All of these ideas define both the Agents of S.H.I.E.L.D. season 6 premiere and the grand finale of the (current) Marvel Cinematic Universe. Keep an eye on this — Agents of S.H.I.E.L.D. is nothing if not thematically keen, and this sad palate offers plenty of opportunities for a small-screen story.
“Missing Pieces” thrives on its particularly strong performances. Ming-Na captures May’s lightened heart with a beautiful subtlety that highlights her shock in the episode’s final moments. Elizabeth Henstridge schools her face and voice into rigidity right up until the moment that she cracks, and even under stress, Chloe Bennet adopts a maturity we have not yet seen in her performance as Daisy.
And of course, Clark Gregg’s brief but powerful appearance as Sarge rings like a gunshot through the Agents of S.H.I.E.L.D. season 6 premiere. From his body language to his voice, it’s already clear that this strange new player is in fact that — new — and perhaps even more unpredictable than we yet suspect.
Not to dwell, but the Sarge’s team has vastly less impact than he does. It’s hard to catch even their names, much less the logic of their actions.

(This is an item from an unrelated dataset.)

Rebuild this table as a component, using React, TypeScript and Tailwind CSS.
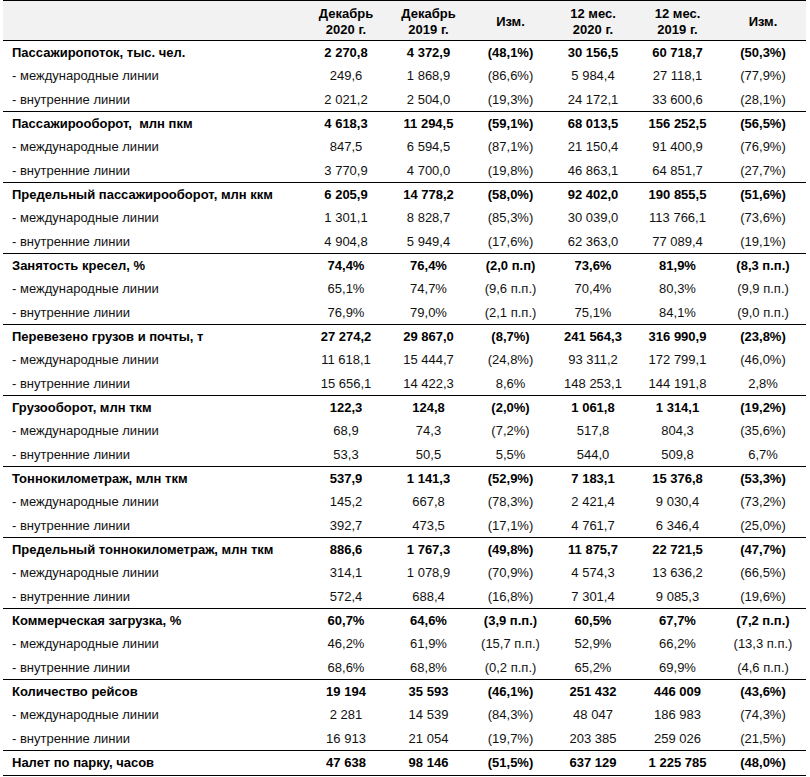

While mystery is certainly to be expected at this point in Agents of S.H.I.E.L.D. season 6, Team Bizzaro and their grunge aesthetic are, at least in their initial outing, more opaque than interesting.
Elena: I don’t even know what to call them.
May: We used that word up last year.
May: If last year taught me anything, it’s that life isn’t meant to be lived alone.
Elena: I’m not afraid of Mack finding out.
Keller: Well, I am! He is not small.
Piper: You learned to read alien?
Simmons: Of course, what have you been doing with the last year?
Simmons: We don’t need to whisper, sound can’t travel in a vacuum.
Davis: …it makes me feel better.
Agent: You’re from S.H.I.E.L.D.
Sarge: Never heard of it.
Agents of S.H.I.E.L.D. season 6, episode 2, “Window of Opportunity,” airs Friday, May 17 at 8:00 p.m. on ABC.